1c Z Grill sells for $4.366 million dollars!!

Last night, June 14, the rarest U.S. Postage stamp sold for a new record price of $4.366 million dollars. It’s the 1c Z Grill stamp, the same stamp I bought for Mystic in 1998 for $935,000. Once again, the 1c Z Grill stamp is the most valuable U.S. Stamp.

The stamp sold as the final part of collection created by billionaire collector Bill Gross. How did Bill Gross get the stamp? Well, in 2005 I traded the stamp with Bill in exchange for the unique plate block of inverted Jenny airmail stamps. Gross bought those stamps for almost $3 million, so that shows how much Bill wanted the 1c Z Grill.

Last night the auction room was packed, standing room only. 

I don’t know who bought the stamp. It sold to telephone bidder T9. I hope they show the stamp or their collection at stamp shows so collectors can have the thrill of seeing the 1c Z Grill in person.

Gross’s 100 most valuable U.S. single stamps sold last night for a total $18,100,000. I imagine Bill has or will donate the money to charity. Over the past 15 years he’s donated millions of dollars from selling stamps to charity. Doctors Without Borders was one of his favorites. He’s given them $33 million before this sale.

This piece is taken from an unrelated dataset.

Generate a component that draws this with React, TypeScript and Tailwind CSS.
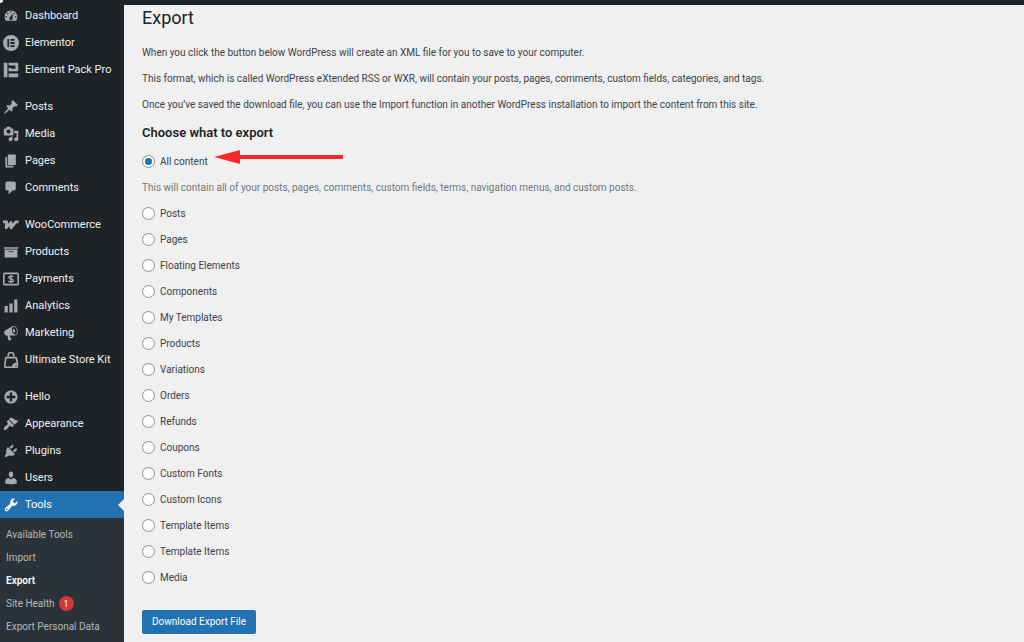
import { useState } from "react";
import type { ReactNode } from "react";

type MenuItem = { label: string; icon: ReactNode };

const menuGroups: MenuItem[][] = [
  [
    {
      label: "Dashboard",
      icon: (
        <path
          fillRule="evenodd"
          d="M3.76 16h12.48c1.1-1.37 1.76-3.11 1.76-5 0-4.42-3.58-8-8-8s-8 3.58-8 8c0 1.89.66 3.63 1.76 5zM10 4c.55 0 1 .45 1 1s-.45 1-1 1-1-.45-1-1 .45-1 1-1zM6 6c.55 0 1 .45 1 1s-.45 1-1 1-1-.45-1-1 .45-1 1-1zm8 0c.55 0 1 .45 1 1s-.45 1-1 1-1-.45-1-1 .45-1 1-1zm-5.37 5.55L12 7v6c0 1.1-.9 2-2 2s-2-.9-2-2c0-.57.24-1.08.63-1.45zM4 10c.55 0 1 .45 1 1s-.45 1-1 1-1-.45-1-1 .45-1 1-1zm12 0c.55 0 1 .45 1 1s-.45 1-1 1-1-.45-1-1 .45-1 1-1z"
        />
      ),
    },
    {
      label: "Elementor",
      icon: (
        <path
          fillRule="evenodd"
          d="M10 0a10 10 0 1 0 0 20 10 10 0 0 0 0-20zM5.500 5h2.200v10H5.500zM9.300 5H14.500v2.200H9.300zM9.300 8.900H14.500v2.200H9.300zM9.300 12.800H14.500V15H9.300z"
        />
      ),
    },
    {
      label: "Element Pack Pro",
      icon: <path d="M1 1h4.500v18H1zM7 1h12v10.500H10.500v-3H15.500V4.500H7zM7 7.500h3.500v4H7zM7 14.500h12V19H7z" />,
    },
  ],
  [
    {
      label: "Posts",
      icon: (
        <path d="M10.440 3.020l1.820-1.820 6.360 6.350-1.830 1.820c-1.050-.68-2.480-.57-3.410.36l-.75.75c-.92.93-1.040 2.350-.35 3.410l-1.830 1.820-2.410-2.410-2.800 2.790c-.42.42-3.380 2.710-3.800 2.290s1.860-3.390 2.280-3.810l2.790-2.790L4.100 9.360l1.830-1.820c1.050.69 2.480.57 3.400-.36l.75-.75c.93-.92 1.050-2.350.36-3.410z" />
      ),
    },
    {
      label: "Media",
      icon: (
        <path
          fillRule="evenodd"
          d="M13 11V4c0-.55-.45-1-1-1h-1.670L9 1H5L3.670 3H2c-.55 0-1 .45-1 1v7c0 .55.45 1 1 1h10c.55 0 1-.45 1-1zM7 4.500c1.380 0 2.500 1.120 2.500 2.500S8.380 9.500 7 9.500 4.500 8.380 4.500 7 5.620 4.500 7 4.500zM14 6h5v10.500c0 1.380-1.120 2.500-2.500 2.500S14 17.880 14 16.500s1.120-2.500 2.500-2.500c.17 0 .34.02.5.05V9h-3V6zm-4 8.050V13h2v3.500c0 1.380-1.120 2.500-2.500 2.500S7 17.880 7 16.500 8.120 14 9.500 14c.17 0 .34.02.5.05z"
        />
      ),
    },
    { label: "Pages", icon: <path d="M6 15V2h10v13H6zm-1 1h8v2H3V5h2v11z" /> },
    {
      label: "Comments",
      icon: <path d="M5 2h9c1.100 0 2 .9 2 2v7c0 1.100-.9 2-2 2h-2l-5 5v-5H5c-1.100 0-2-.9-2-2V4c0-1.100.9-2 2-2z" />,
    },
  ],
  [
    {
      label: "WooCommerce",
      icon: (
        <path
          d="M0 6h4.500L4 13.500 10 7v6.500L16 6h3.500"
          fill="none"
          stroke="currentColor"
          strokeWidth="3.500"
          strokeLinejoin="round"
        />
      ),
    },
    { label: "Products", icon: <path fillRule="evenodd" d="M19 4v2H1V4h18zM2 7h16v10H2V7zm11 3V9H7v1h6z" /> },
    {
      label: "Payments",
      icon: (
        <g fill="none" stroke="currentColor">
          <rect x="1" y="3" width="18" height="14" rx="1" strokeWidth="2" />
          <path d="M13 7.500c-.6-.9-1.600-1.200-3-1.200-1.700 0-2.800.6-2.800 1.800 0 2.600 5.800 1.100 5.800 3.800 0 1.200-1.200 1.800-3 1.800-1.500 0-2.600-.4-3.200-1.300M10 4.800v10.400" strokeWidth="1.600" />
        </g>
      ),
    },
    { label: "Analytics", icon: <path d="M18 18V2h-4v16h4zm-6 0V7H8v11h4zm-6 0v-8H2v8h4z" /> },
    {
      label: "Marketing",
      icon: (
        <path
          fillRule="evenodd"
          d="M18.150 5.940c.46 1.620.38 3.220-.02 4.480-.42 1.280-1.260 2.180-2.300 2.480-.16.06-.26.06-.4.06-.06.02-.12.02-.18.02-.06.02-.14.02-.22.02h-6.800l2.220 5.500c.02.14-.06.26-.14.34-.08.1-.24.16-.34.16H6.950c-.1 0-.26-.06-.34-.16-.08-.08-.16-.2-.14-.34l-1-5.500H4.250l-.02-.02c-.5.06-1.080-.18-1.540-.62s-.88-1.080-1.060-1.880c-.24-.8-.2-1.560-.02-2.200.18-.62.58-1.080 1.060-1.300l.02-.02 9-5.400c.1-.06.18-.1.24-.16.06-.04.14-.08.24-.12.16-.08.28-.12.5-.18 1.040-.3 2.240.1 3.220.98s1.840 2.240 2.260 3.860zm-2.580 5.980h-.02c.4-.1.74-.34 1.040-.7.58-.7.86-1.760.86-3.040 0-.64-.1-1.300-.28-1.980-.34-1.360-1.020-2.500-1.780-3.240s-1.680-1.100-2.460-.88c-.82.22-1.400.96-1.700 2-.32 1.040-.28 2.360.06 3.720.38 1.360 1 2.500 1.800 3.240.78.74 1.620 1.100 2.480.88zm-2.540-7.080c.22-.04.42-.02.62.04.38.16.76.48 1.020 1s.42 1.200.42 1.780c0 .3-.04.56-.12.8-.18.48-.44.84-.86.94-.34.1-.8-.06-1.140-.4s-.64-.86-.78-1.500c-.18-.62-.12-1.240.02-1.720s.48-.84.82-.94z"
        />
      ),
    },
    {
      label: "Ultimate Store Kit",
      icon: (
        <g fill="none" stroke="currentColor" strokeWidth="2" strokeLinejoin="round" strokeLinecap="round">
          <path d="M12 19H3.500Q2 19 2.200 17.500L3.500 7h13l1.500 7-6 5q0-5 6-5v4q0 1-1 1h-5" />
          <path d="M6.500 5V4q0-3.500 3.500-3.500T13.500 4v1" />
        </g>
      ),
    },
  ],
  [
    {
      label: "Hello",
      icon: (
        <path
          fillRule="evenodd"
          d="M15.800 4.200c3.200 3.210 3.200 8.390 0 11.600-3.210 3.200-8.390 3.200-11.600 0C1 12.590 1 7.410 4.200 4.200 7.410 1 12.590 1 15.800 4.200zm-4.300 11.300v-4h4v-3h-4v-4h-3v4h-4v3h4v4h3z"
        />
      ),
    },
    {
      label: "Appearance",
      icon: (
        <path d="M14.480 11.060L7.410 3.990l1.500-1.500c.5-.56 2.300-.47 3.510.32 1.210.8 1.430 1.280 2.910 2.100 1.180.64 2.450 1.260 4.450.85zm-.71.71L6.700 4.700 4.930 6.470c-.39.39-.39 1.020 0 1.410l1.060 1.060c.39.39.39 1.030 0 1.420-.6.6-1.430 1.110-2.210 1.690-.35.26-.7.53-1.010.84C1.430 14.230.4 16.080 1.400 17.070c.99 1 2.840-.03 4.180-1.360.31-.31.58-.66.85-1.020.57-.78 1.080-1.610 1.690-2.210.39-.39 1.020-.39 1.410 0l1.060 1.060c.39.39 1.020.39 1.410 0z" />
      ),
    },
    {
      label: "Plugins",
      icon: (
        <path d="M13.110 4.360L9.870 7.600 8 5.730l3.240-3.240c.35-.34 1.050-.2 1.560.32.52.51.66 1.210.31 1.550zm-8 1.770l.91-1.120 9.010 9.010-1.190.84c-.71.71-2.630 1.160-3.820 1.160H6.140L4.900 17.260c-.59.59-1.540.59-2.120 0-.59-.58-.59-1.530 0-2.120l1.240-1.240v-3.880c0-1.130.4-3.190 1.090-3.890zm7.260 3.970l3.240-3.240c.34-.35 1.040-.21 1.550.31.52.51.66 1.210.31 1.550l-3.240 3.250z" />
      ),
    },
    {
      label: "Users",
      icon: (
        <path d="M10 9.250c-2.270 0-2.730-3.440-2.730-3.440C7 4.020 7.820 2 9.970 2c2.160 0 2.980 2.020 2.710 3.810 0 0-.41 3.440-2.680 3.440zm0 2.570L12.720 10c2.390 0 4.520 2.330 4.520 4.530v2.490s-3.650 1.130-7.240 1.130c-3.650 0-7.240-1.130-7.240-1.130v-2.490c0-2.250 1.940-4.480 4.470-4.480z" />
      ),
    },
    {
      label: "Tools",
      icon: (
        <path
          fillRule="evenodd"
          d="M16.680 9.770c-1.340 1.340-3.300 1.670-4.950.99l-5.410 6.520c-.99.99-2.590.99-3.580 0s-.99-2.590 0-3.570l6.520-5.420c-.68-1.650-.35-3.610.99-4.950 1.280-1.280 3.120-1.620 4.720-1.060l-2.890 2.890 2.820 2.820 2.860-2.870c.53 1.580.18 3.390-1.080 4.650zM3.810 16.210c.4.39 1.040.39 1.430 0 .4-.4.4-1.040 0-1.430-.39-.4-1.030-.4-1.430 0-.39.39-.39 1.030 0 1.430z"
        />
      ),
    },
  ],
];

const toolLinks = ["Available Tools", "Import", "Export", "Site Health", "Export Personal Data"];

const exportTypes = [
  "Posts",
  "Pages",
  "Floating Elements",
  "Components",
  "My Templates",
  "Products",
  "Variations",
  "Orders",
  "Refunds",
  "Coupons",
  "Custom Fonts",
  "Custom Icons",
  "Template Items",
  "Template Items",
  "Media",
];

function SidebarItem({ label, icon }: MenuItem) {
  const active = label === "Tools";
  return (
    <li>
      <a
        href="#"
        className={`relative flex items-center h-[27px] pl-[3px] gap-1.5 text-[11px] leading-4 whitespace-nowrap ${
          active ? "bg-[#2271b1] text-white" : "text-[#f0f0f1]"
        }`}
      >
        <svg viewBox="0 0 20 20" fill="currentColor" className={`size-4 shrink-0 ${active ? "text-white" : "text-[#a7aaad]"}`}>
          {icon}
        </svg>
        {label}
        {active && (
          <svg viewBox="0 0 6 12" fill="#f0f0f0" className="absolute right-0 top-2 w-1.5 h-3">
            <path d="M6 0v12L0 6z" />
          </svg>
        )}
      </a>
    </li>
  );
}

function Sidebar() {
  return (
    <nav className="w-[124px] shrink-0 bg-[#1d2327]">
      <div className="flex flex-col gap-2.5">
        {menuGroups.map((group, i) => (
          <ul key={i}>
            {group.map((item) => (
              <SidebarItem key={item.label} {...item} />
            ))}
          </ul>
        ))}
      </div>
      <ul className="bg-[#2c3338] pt-[5px] pb-2 text-[10px]">
        {toolLinks.map((label) => (
          <li key={label}>
            <a
              href="#"
              className={`flex items-center h-[23px] pl-1.5 gap-1 whitespace-nowrap ${
                label === "Export" ? "font-semibold text-white" : "text-[#b4b8bc]"
              }`}
            >
              {label}
              {label === "Site Health" && (
                <span className="flex items-center justify-center size-[15px] rounded-full bg-[#d63638] text-[9px] text-white">1</span>
              )}
            </a>
          </li>
        ))}
      </ul>
    </nav>
  );
}

type RadioProps = { id: string; label: string; checked: boolean; onSelect: () => void };

function RadioRow({ id, label, checked, onSelect }: RadioProps) {
  return (
    <div className="flex items-start gap-[5px] h-4">
      <input
        id={id}
        type="radio"
        name="content"
        checked={checked}
        onChange={onSelect}
        className="appearance-none grid place-content-center mt-px size-[13px] rounded-full border border-[#8c8f94] bg-white before:size-[7px] before:rounded-full checked:before:bg-[#2271b1]"
      />
      <label htmlFor={id}>{label}</label>
    </div>
  );
}

export default function App() {
  const [selected, setSelected] = useState("all");

  return (
    <div className="relative flex flex-col min-h-screen bg-[#f0f0f0] font-['Roboto',sans-serif] text-[10px] leading-4 text-[#3c434a]">
      <div className="absolute left-0 top-0 size-[3px] rounded-br-full bg-white" />
      <header className="h-[5px] bg-[#1d2327]" />
      <div className="flex flex-1">
        <div className="flex bg-[#1d2327] -mt-[3px]">
          <Sidebar />
        </div>
        <main className="flex-1 pl-[18px] pr-4">
          <h1 className="text-[18px] leading-[26px] text-[#1d2327]">Export</h1>
          <div className="flex flex-col gap-2.5 mt-3.5">
            <p>When you click the button below WordPress will create an XML file for you to save to your computer.</p>
            <p>
              This format, which is called WordPress eXtended RSS or WXR, will contain your posts, pages, comments, custom
              fields, categories, and tags.
            </p>
            <p>
              Once you’ve saved the download file, you can use the Import function in another WordPress installation to
              import the content from this site.
            </p>
          </div>
          <h2 className="mt-2.5 text-[13px] leading-5 font-semibold text-[#1d2327]">Choose what to export</h2>
          <form onSubmit={(e) => e.preventDefault()} className="mt-[11px]">
            <div className="flex flex-col gap-2.5">
              <div className="flex items-center gap-1.5">
                <RadioRow id="all" label="All content" checked={selected === "all"} onSelect={() => setSelected("all")} />
                <svg viewBox="0 0 130 16" fill="#fa2a2a" className="w-[130px] h-4 -mt-2.5">
                  <path d="M0 8L26 1v5h103v4H26v5z" />
                </svg>
              </div>
              <p className="text-[#72777c]">
                This will contain all of your posts, pages, comments, custom fields, terms, navigation menus, and custom
                posts.
              </p>
              {exportTypes.map((label, i) => (
                <RadioRow
                  key={i}
                  id={`type-${i}`}
                  label={label}
                  checked={selected === `type-${i}`}
                  onSelect={() => setSelected(`type-${i}`)}
                />
              ))}
            </div>
            <button type="submit" className="mt-6 h-6 px-2.5 rounded-xs bg-[#2271b1] text-white">
              Download Export File
            </button>
          </form>
        </main>
      </div>
    </div>
  );
}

Gross’s 15c Z Grill sold for $2.350 million. I think its now the second most valuable U.S. stamp, after the 1c Z Grill. I considered buying that very same stamp in 1998 but, at the last moment, didn’t bid. Gross got a relative bargain because I didn’t bid. In 1998 Gross paid ‘only’ $209,000 for the 15c Z Grill, Scott #85F.

There are two 15c Z grill stamps and the older sold for about $1.5 million a few years ago, less than the Gross stamp at $2.35 million..

Bill Gross is a generous man who helped the stamp hobby in many ways. We have the wonderful Smithsonian National Postal Museum Gross Gallery because of Bill’s $10 million+ gift. Bill’s fame brought attention to stamp collecting. I’ve met people who collected because Bill collected.

Here is a photo of Bill cutting the ribbon opening the Gross Gallery at the Smithsonian. 

Photo. Left to right Cheryl Ganz, curator of Gross Gallery at the Smithsonian National Postal Museum, Donald Sundman (me), Chairman of Smithsonian National Postal Museum Council of Philatelists, Wayne Clough, Secretary of Smithsonian Institution, Bill Gross, Collector and co-founder PIMCO investments, Patrick Donahoe, Postmaster General (and stamp collector), Allan Kane, Director of National Postal Museum, and Charles Shreve, philatelic advisor to Bill Gross & NPM Philatelic Council Member.